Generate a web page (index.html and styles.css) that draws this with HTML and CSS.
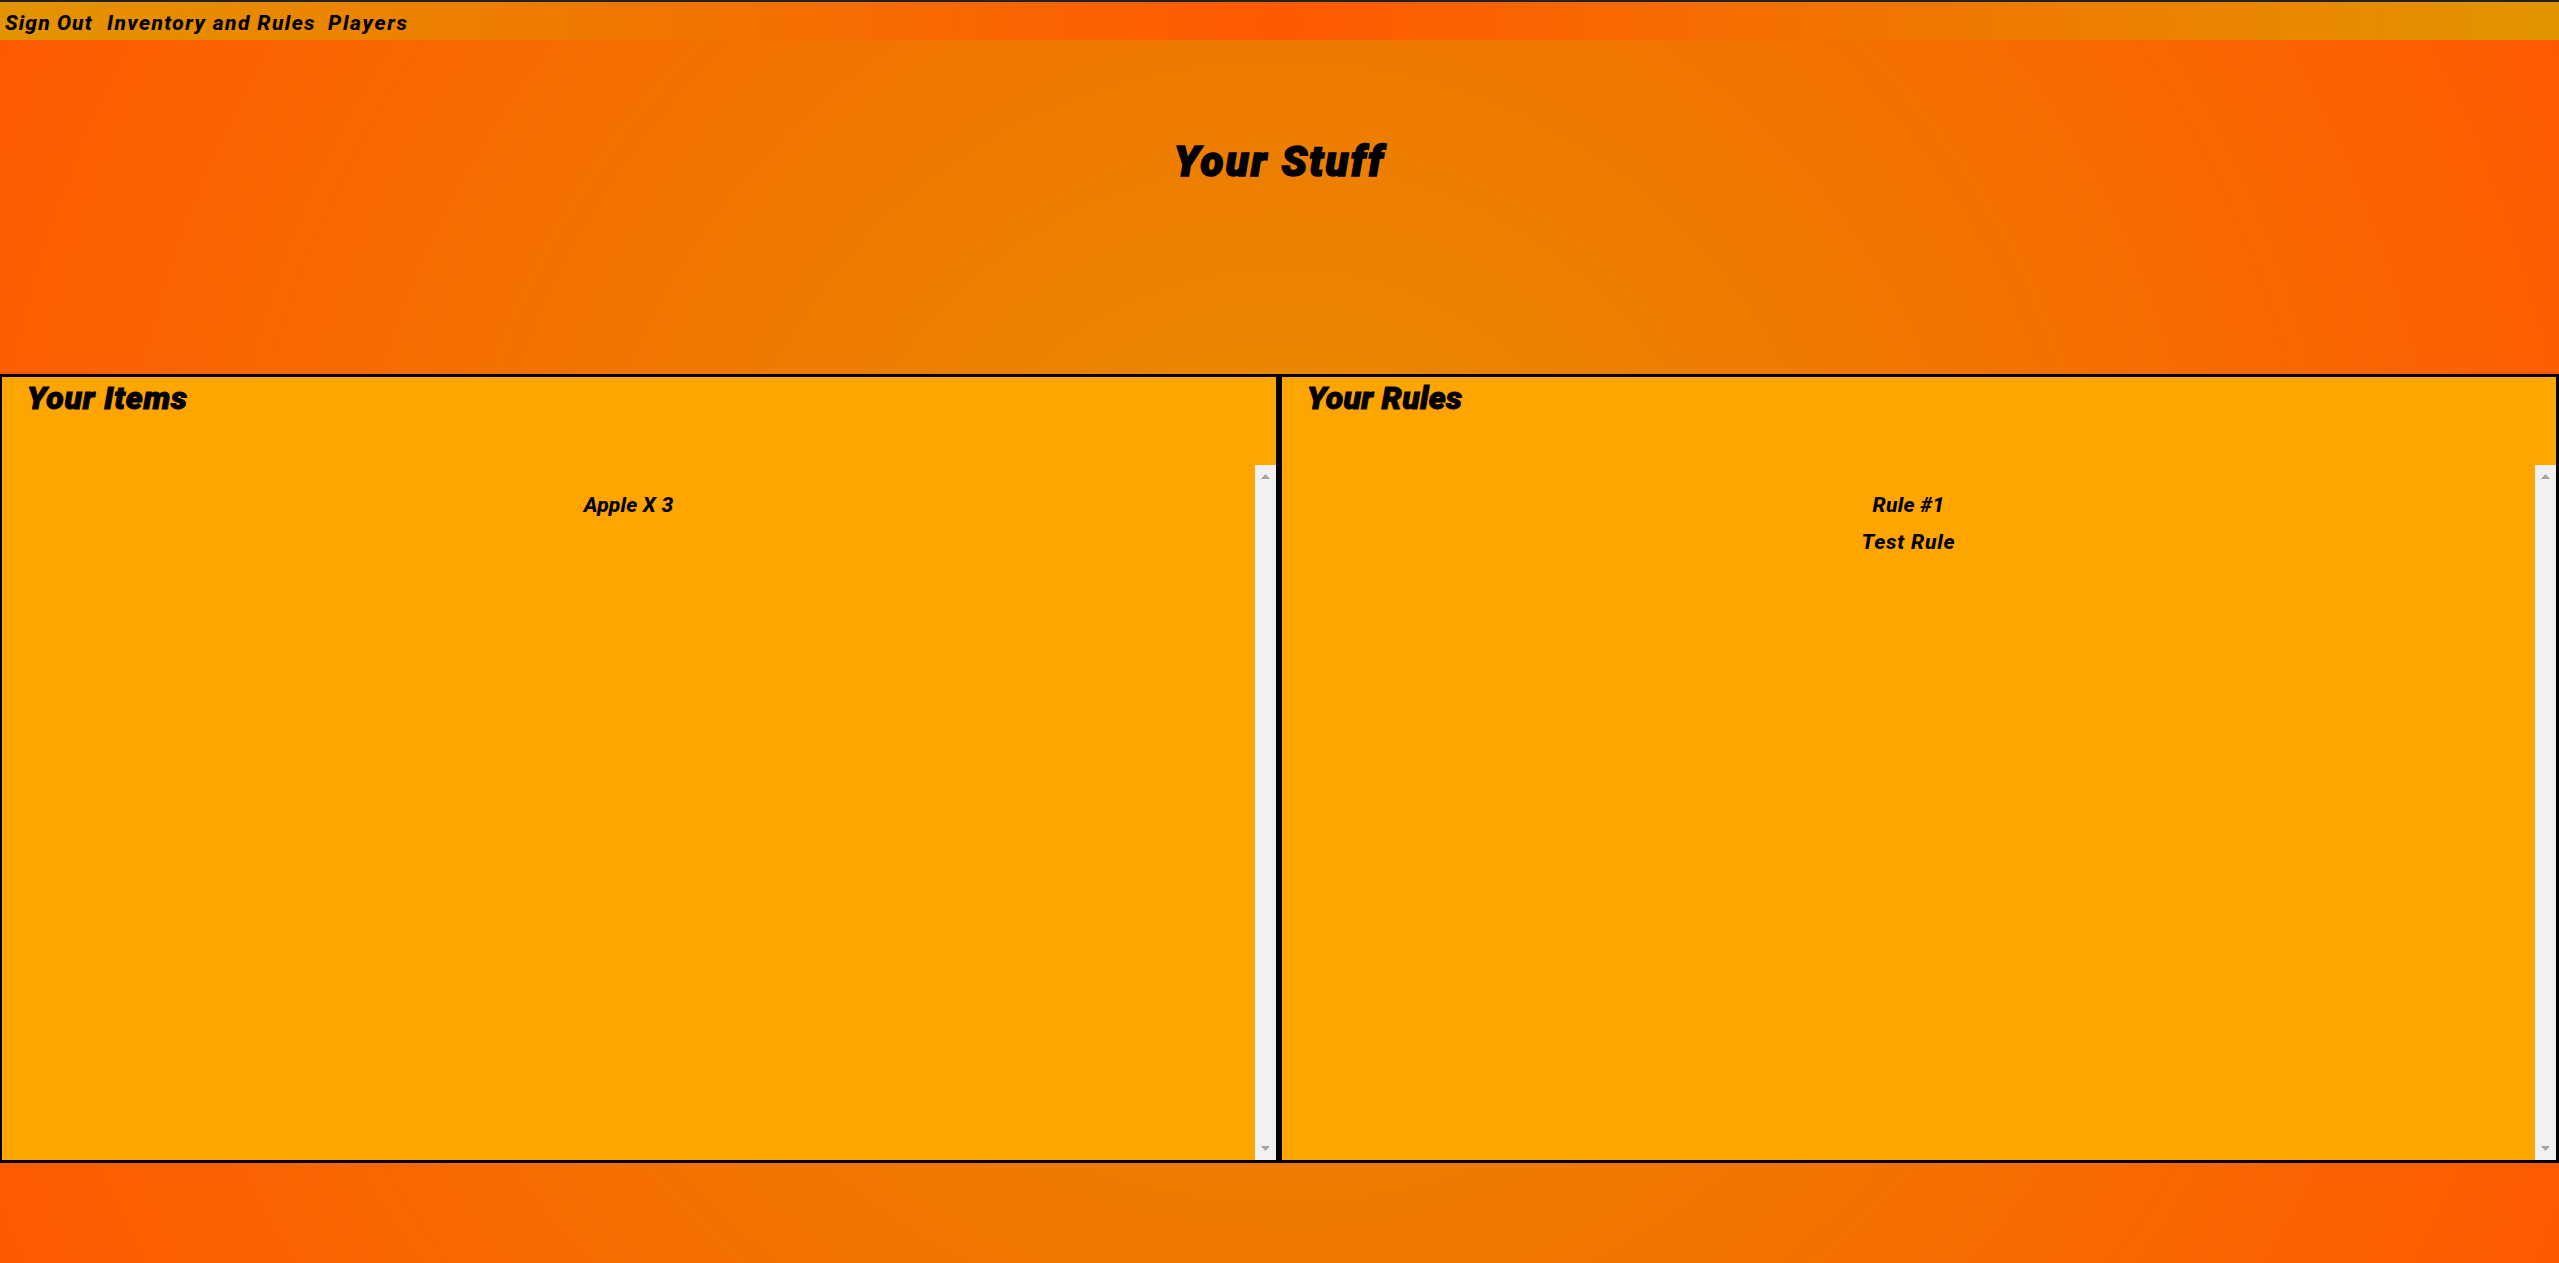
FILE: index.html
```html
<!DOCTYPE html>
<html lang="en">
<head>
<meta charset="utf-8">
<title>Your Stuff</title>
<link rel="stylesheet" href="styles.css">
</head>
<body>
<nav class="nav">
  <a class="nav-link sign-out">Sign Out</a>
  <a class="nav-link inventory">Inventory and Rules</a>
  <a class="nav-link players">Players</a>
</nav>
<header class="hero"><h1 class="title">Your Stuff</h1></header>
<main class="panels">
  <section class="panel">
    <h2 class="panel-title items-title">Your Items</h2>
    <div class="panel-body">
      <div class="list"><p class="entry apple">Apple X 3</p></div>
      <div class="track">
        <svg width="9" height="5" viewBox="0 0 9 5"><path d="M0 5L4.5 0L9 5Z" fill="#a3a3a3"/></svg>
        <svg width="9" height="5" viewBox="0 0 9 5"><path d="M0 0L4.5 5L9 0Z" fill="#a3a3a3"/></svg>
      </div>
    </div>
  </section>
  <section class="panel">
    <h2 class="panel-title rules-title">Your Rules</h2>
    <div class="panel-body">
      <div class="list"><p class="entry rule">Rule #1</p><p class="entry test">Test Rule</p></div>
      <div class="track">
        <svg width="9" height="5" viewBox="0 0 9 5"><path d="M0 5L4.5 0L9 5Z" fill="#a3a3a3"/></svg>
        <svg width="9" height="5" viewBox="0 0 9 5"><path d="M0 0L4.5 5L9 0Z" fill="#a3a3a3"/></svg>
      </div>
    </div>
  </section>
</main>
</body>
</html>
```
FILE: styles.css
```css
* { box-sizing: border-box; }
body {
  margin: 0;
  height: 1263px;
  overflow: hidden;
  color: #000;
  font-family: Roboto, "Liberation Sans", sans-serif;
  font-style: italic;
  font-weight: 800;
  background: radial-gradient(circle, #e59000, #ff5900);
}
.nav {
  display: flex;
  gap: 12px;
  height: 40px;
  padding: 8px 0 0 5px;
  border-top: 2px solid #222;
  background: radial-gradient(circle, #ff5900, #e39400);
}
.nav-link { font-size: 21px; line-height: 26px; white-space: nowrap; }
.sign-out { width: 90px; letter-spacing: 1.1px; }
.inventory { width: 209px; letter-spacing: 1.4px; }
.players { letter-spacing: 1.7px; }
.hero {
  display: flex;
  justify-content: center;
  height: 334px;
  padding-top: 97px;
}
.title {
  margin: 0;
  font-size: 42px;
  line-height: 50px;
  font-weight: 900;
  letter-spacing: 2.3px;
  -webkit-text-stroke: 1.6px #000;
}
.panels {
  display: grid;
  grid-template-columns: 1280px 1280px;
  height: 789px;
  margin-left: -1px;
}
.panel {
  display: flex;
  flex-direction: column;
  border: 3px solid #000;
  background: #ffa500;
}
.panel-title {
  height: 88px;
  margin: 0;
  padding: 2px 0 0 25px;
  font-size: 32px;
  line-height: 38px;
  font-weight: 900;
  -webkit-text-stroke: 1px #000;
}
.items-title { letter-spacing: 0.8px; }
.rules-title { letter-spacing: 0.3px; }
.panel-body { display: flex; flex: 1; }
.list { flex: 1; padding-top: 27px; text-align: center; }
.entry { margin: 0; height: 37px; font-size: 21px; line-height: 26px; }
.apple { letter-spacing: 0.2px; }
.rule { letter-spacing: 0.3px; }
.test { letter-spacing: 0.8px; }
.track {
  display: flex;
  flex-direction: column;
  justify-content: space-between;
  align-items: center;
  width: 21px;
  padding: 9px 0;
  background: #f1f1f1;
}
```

**WHAT IS REQUIRED**:
Do not copy the pictures, but repeat every line exactly.

**ANSWER TO THE PROBLEM**:
Generate a web page (index.html and styles.css) that draws this with HTML and CSS.
FILE: index.html
```html
<!DOCTYPE html>
<html lang="en">
<head>
<meta charset="utf-8">
<title>Your Stuff</title>
<link rel="stylesheet" href="styles.css">
</head>
<body>
<nav class="nav">
  <a class="nav-link sign-out">Sign Out</a>
  <a class="nav-link inventory">Inventory and Rules</a>
  <a class="nav-link players">Players</a>
</nav>
<header class="hero"><h1 class="title">Your Stuff</h1></header>
<main class="panels">
  <section class="panel">
    <h2 class="panel-title items-title">Your Items</h2>
    <div class="panel-body">
      <div class="list"><p class="entry apple">Apple X 3</p></div>
      <div class="track">
        <svg width="9" height="5" viewBox="0 0 9 5"><path d="M0 5L4.5 0L9 5Z" fill="#a3a3a3"/></svg>
        <svg width="9" height="5" viewBox="0 0 9 5"><path d="M0 0L4.5 5L9 0Z" fill="#a3a3a3"/></svg>
      </div>
    </div>
  </section>
  <section class="panel">
    <h2 class="panel-title rules-title">Your Rules</h2>
    <div class="panel-body">
      <div class="list"><p class="entry rule">Rule #1</p><p class="entry test">Test Rule</p></div>
      <div class="track">
        <svg width="9" height="5" viewBox="0 0 9 5"><path d="M0 5L4.5 0L9 5Z" fill="#a3a3a3"/></svg>
        <svg width="9" height="5" viewBox="0 0 9 5"><path d="M0 0L4.5 5L9 0Z" fill="#a3a3a3"/></svg>
      </div>
    </div>
  </section>
</main>
</body>
</html>
```
FILE: styles.css
```css
* { box-sizing: border-box; }
body {
  margin: 0;
  height: 1263px;
  overflow: hidden;
  color: #000;
  font-family: Roboto, "Liberation Sans", sans-serif;
  font-style: italic;
  font-weight: 800;
  background: radial-gradient(circle, #e59000, #ff5900);
}
.nav {
  display: flex;
  gap: 12px;
  height: 40px;
  padding: 8px 0 0 5px;
  border-top: 2px solid #222;
  background: radial-gradient(circle, #ff5900, #e39400);
}
.nav-link { font-size: 21px; line-height: 26px; white-space: nowrap; }
.sign-out { width: 90px; letter-spacing: 1.1px; }
.inventory { width: 209px; letter-spacing: 1.4px; }
.players { letter-spacing: 1.7px; }
.hero {
  display: flex;
  justify-content: center;
  height: 334px;
  padding-top: 97px;
}
.title {
  margin: 0;
  font-size: 42px;
  line-height: 50px;
  font-weight: 900;
  letter-spacing: 2.3px;
  -webkit-text-stroke: 1.6px #000;
}
.panels {
  display: grid;
  grid-template-columns: 1280px 1280px;
  height: 789px;
  margin-left: -1px;
}
.panel {
  display: flex;
  flex-direction: column;
  border: 3px solid #000;
  background: #ffa500;
}
.panel-title {
  height: 88px;
  margin: 0;
  padding: 2px 0 0 25px;
  font-size: 32px;
  line-height: 38px;
  font-weight: 900;
  -webkit-text-stroke: 1px #000;
}
.items-title { letter-spacing: 0.8px; }
.rules-title { letter-spacing: 0.3px; }
.panel-body { display: flex; flex: 1; }
.list { flex: 1; padding-top: 27px; text-align: center; }
.entry { margin: 0; height: 37px; font-size: 21px; line-height: 26px; }
.apple { letter-spacing: 0.2px; }
.rule { letter-spacing: 0.3px; }
.test { letter-spacing: 0.8px; }
.track {
  display: flex;
  flex-direction: column;
  justify-content: space-between;
  align-items: center;
  width: 21px;
  padding: 9px 0;
  background: #f1f1f1;
}
```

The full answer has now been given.